Wieder im Sattel wird nun gern mal ein kleinerer Gang notwendig, denn hier an der Elbe weht bevorzugt eine steife Brise aus West und damit direkt von vorn. Wer es bei diesen Bedingungen gern leichter hat, sollte auf jeden Fall bis zum Feriendorf Altes Land in Twielenfleth aushalten. Dort macht der Tourismusverband sein „Movelo-Angebot“, es gibt E-Bikes zum Ausleihen. In Twielenfleth lockt das gepflegte Freibad mit Elbblick und kühlem Nass. Einkehren kann man im Fährhaus. Besonders schön aber ist eine Rast am breiten Sandstrand von Bassenfleth. Hier pulsiert das Badeleben wie an der Nordsee oder auf Mallorca. Kitesurfer ziehen hart am Wind ihre Bahnen, Kinder buddeln im Sand.
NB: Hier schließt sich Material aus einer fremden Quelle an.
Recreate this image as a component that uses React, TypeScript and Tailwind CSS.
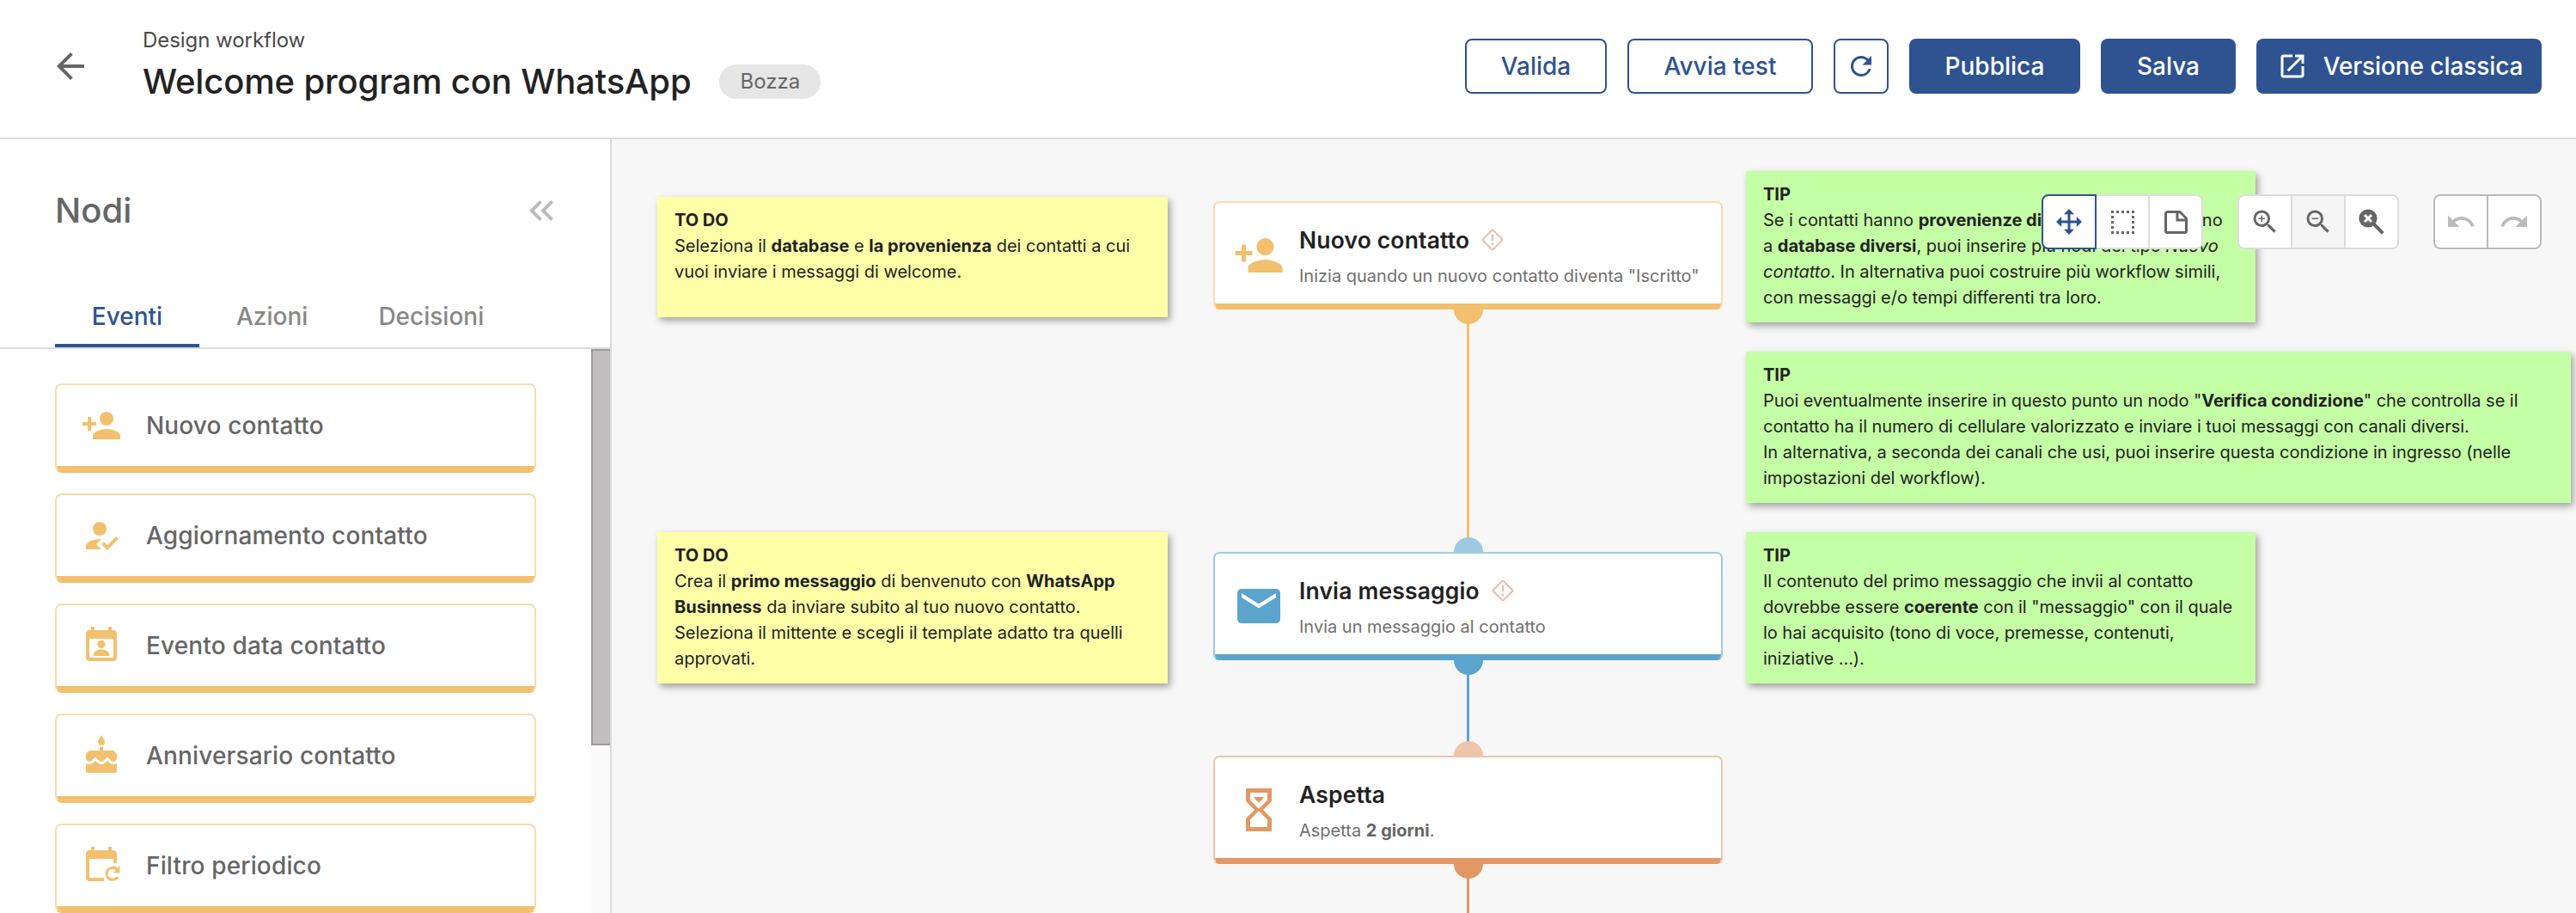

Genau wie Julia Rathke, Hannah Peters und Michelle Hellwig aus Harsefeld genießen sie zwischendrin die Abkühlung in der Elbe. „Wir sind hier so oft es geht“, sagen die Mädchen. „Das Rauschen der Wellen, der Wind und die Kulisse sind wie ein erholsamer Kurzurlaub.“
Vom Schwimmen erfrischt geht es mit dem Fahrrad weiter, vorbei am alten Twielenflether Leuchtturm, in dem ein kleines Schiffsmuseum untergebracht ist und der „Venti Amica“ geht es zum Obstmarschenweg Richtung Hollern. Zu beiden Seiten sind die historischen Bauernhäuser in Hollern, Grünendeich und Steinkirchen mit Altländer Motivfachwerk Postkartenmotive für Fotoenthusiasten. Einen Besuch lohnen in jedem Fall die Kirchen mit der Klangpracht ihrer Orgeln, wie zum Beispiel die St. Bartholomäus-Kirche in Mittelnkirchen mit ihrer berühmten und prächtig restaurierten Arp-Schnitger-Orgel. Auch die „Hogendieckbrück“ über der Lühe ist einen Besuch wert. „Adelheid“ im Zentrum von Steinkirchen lockt noch einmal zu einer kleinen Kaffeepause. Letzte Rast ist dann in Westerjork im Obstparadies Schuback. Vorbei am Museum Altes Land und dem Rathaus Am Gräfengericht geht es schließlich Richtung Borstel. Am Zesterfleth ist der historische Wertsche Hof einen letzten Schnappschuss wert, bevor sich der Kreis an der Borsteler Mühle schließt.